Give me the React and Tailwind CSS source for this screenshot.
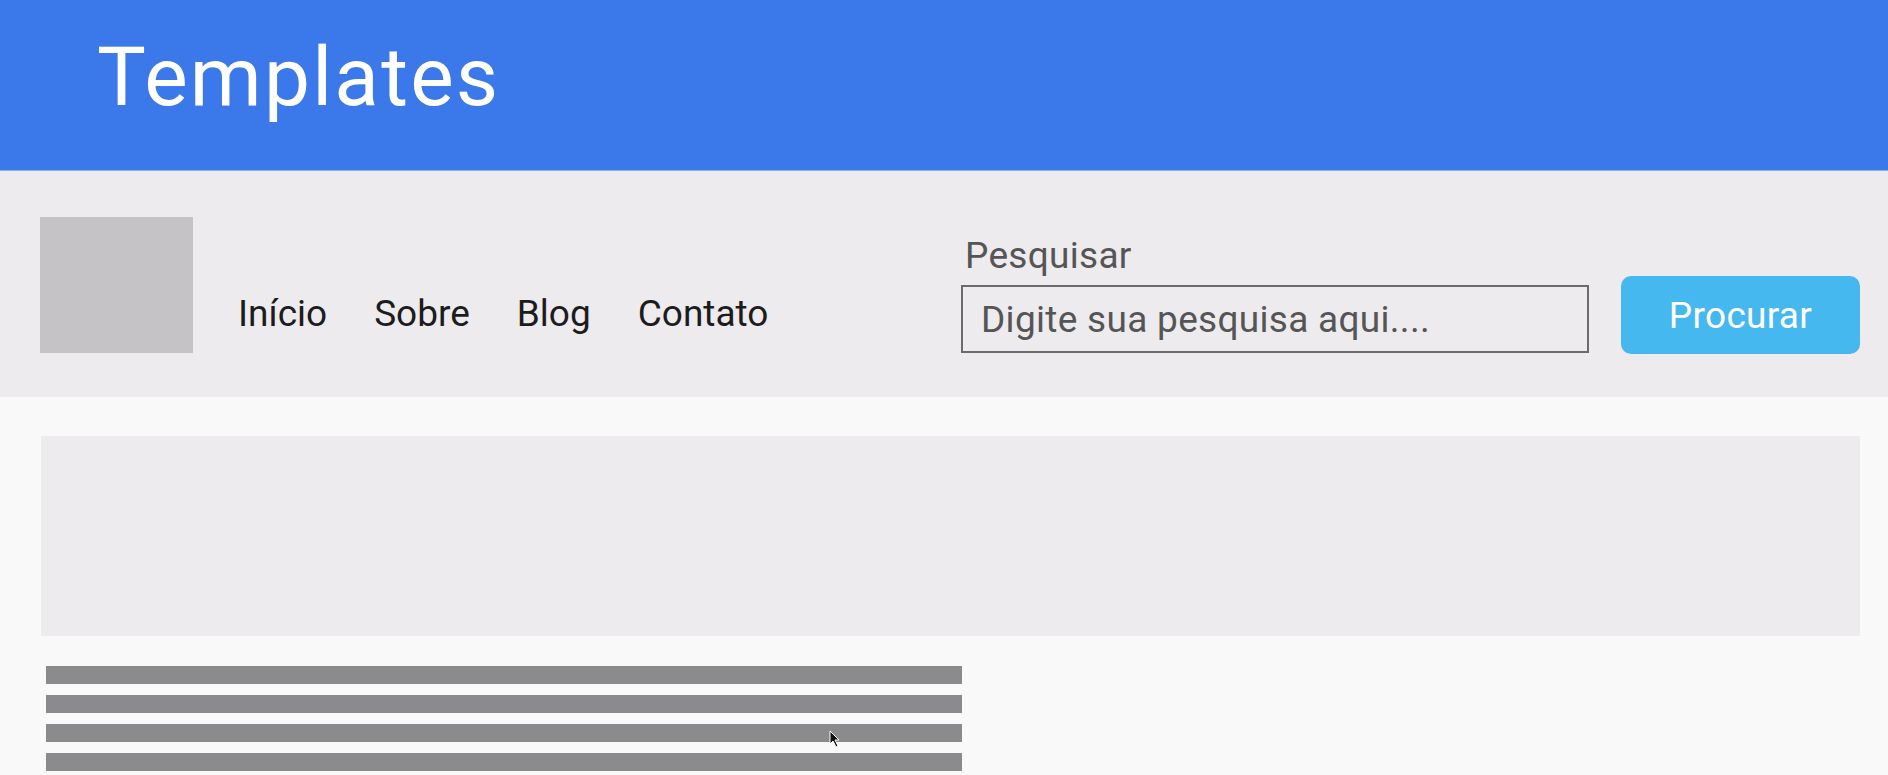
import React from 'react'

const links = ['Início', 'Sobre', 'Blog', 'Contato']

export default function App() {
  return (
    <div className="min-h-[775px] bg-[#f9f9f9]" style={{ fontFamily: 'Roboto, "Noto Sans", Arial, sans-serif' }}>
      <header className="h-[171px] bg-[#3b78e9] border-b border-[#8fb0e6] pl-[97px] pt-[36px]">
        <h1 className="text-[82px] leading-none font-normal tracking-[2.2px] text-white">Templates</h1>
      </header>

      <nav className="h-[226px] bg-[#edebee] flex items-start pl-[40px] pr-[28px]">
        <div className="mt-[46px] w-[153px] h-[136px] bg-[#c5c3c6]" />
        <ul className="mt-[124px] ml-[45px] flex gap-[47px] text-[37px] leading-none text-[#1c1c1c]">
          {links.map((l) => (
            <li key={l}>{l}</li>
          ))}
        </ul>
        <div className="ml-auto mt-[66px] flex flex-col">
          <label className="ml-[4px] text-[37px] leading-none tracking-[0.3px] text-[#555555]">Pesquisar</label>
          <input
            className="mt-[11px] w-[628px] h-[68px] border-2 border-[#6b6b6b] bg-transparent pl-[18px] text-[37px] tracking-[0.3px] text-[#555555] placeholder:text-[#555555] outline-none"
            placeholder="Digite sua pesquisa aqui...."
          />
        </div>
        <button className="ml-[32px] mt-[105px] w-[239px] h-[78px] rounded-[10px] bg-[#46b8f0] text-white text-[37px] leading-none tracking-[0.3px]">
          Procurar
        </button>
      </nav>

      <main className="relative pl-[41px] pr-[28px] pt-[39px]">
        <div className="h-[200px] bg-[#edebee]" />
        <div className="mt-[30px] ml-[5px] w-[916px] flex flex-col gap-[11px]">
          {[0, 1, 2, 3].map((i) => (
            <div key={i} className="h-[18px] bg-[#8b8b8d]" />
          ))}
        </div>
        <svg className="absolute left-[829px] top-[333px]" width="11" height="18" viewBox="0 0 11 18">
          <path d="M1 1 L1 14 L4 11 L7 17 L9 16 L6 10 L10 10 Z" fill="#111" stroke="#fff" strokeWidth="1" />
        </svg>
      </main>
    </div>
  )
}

# GIVEN TASK:
Pick out each line containing the string "React" and copy it.

# FINISHED EXERCISE:
Give me the React and Tailwind CSS source for this screenshot.
import React from 'react'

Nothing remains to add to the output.